My memories of the school bus are as real as if I had just stepped out of Bus #5. I remember the afternoon smell of gym shoes and exhaust, crayons and “Love’s Baby Soft” or some sort of musk perfume that was popular among the high school students that sat in the “reserved” 6 seats in the back of that bus. There were the morning smells of bananas in brown paper lunch bags, smoke on the clothes of kids whose homes were heated with wood, and soap.
Town kids and country kids, they called us in grade school. The country kids were allowed to line up at the classroom door prior to the ringing of the bell at the end of the day. When that bell did ring, we raced to our bus, and to the familiar face of the bus driver. Betsy, Bud and Albert were my drivers for those 11 years. I feel very fortunate to have had such conscientious human beings driving those enormous kid-carriers through hills and “hollers” in all sorts of weather and through all levels of road disrepair. I also feel fortunate that each of those drivers cared deeply for each and every child with whose care they were charged for those hours before and after school.
We were lucky, my siblings and I, to be one of the later stops in the morning, but we rode the bus for at least an hour each afternoon. I won’t bore you by listing the family names of those who rode with us, but the bond developed there goes as deep as any that I can recall from my early school days. We took care of one another, in a way. During the school day, we probably didn’t hang out together because we were of different ages, but on the bus, we were family. If, during those awkward 7th and 8th grade school years, I felt miserable at school because I was popular yesterday and not popular today, I knew my school bus family would not see me differently.
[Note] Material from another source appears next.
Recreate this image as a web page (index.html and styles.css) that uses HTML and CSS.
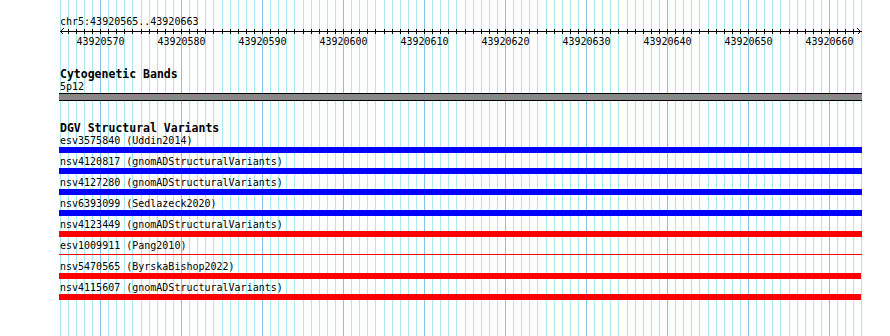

They did not judge me on my level of acceptance at school. They did not care if I was picked last on the softball team that day, or if I had been voted by my classmates as queen candidate for the Penny Carnival. I was “just Cyndi” to them.
Driving by the feedlot managed by the father of 7 of my school bus family members, it never failed, someone would say, “Smell that money!” There was the girl who always tried to sneak a smoke in the back of the bus, and the girl who sang Mac Davis songs in a gravelly voice and with such passion that we would beg for more. Rich or poor, we didn’t care. We were all country kids.
I always wave at school bus drivers when I meet them on the highway. I know there are a handful of drivers out there that probably shouldn’t be charged with such an awesome responsibility for one reason or another. I have heard horror stories of children being picked on or ignored when they asked for help, but I would like to believe that the majority of those driving those faded yellow buses are made of the same stuff as Bud, Betsy and Albert. The pay probably isn’t very good, but the potential influence and impact that a bus driver has on a child’s life. . .well, that is priceless.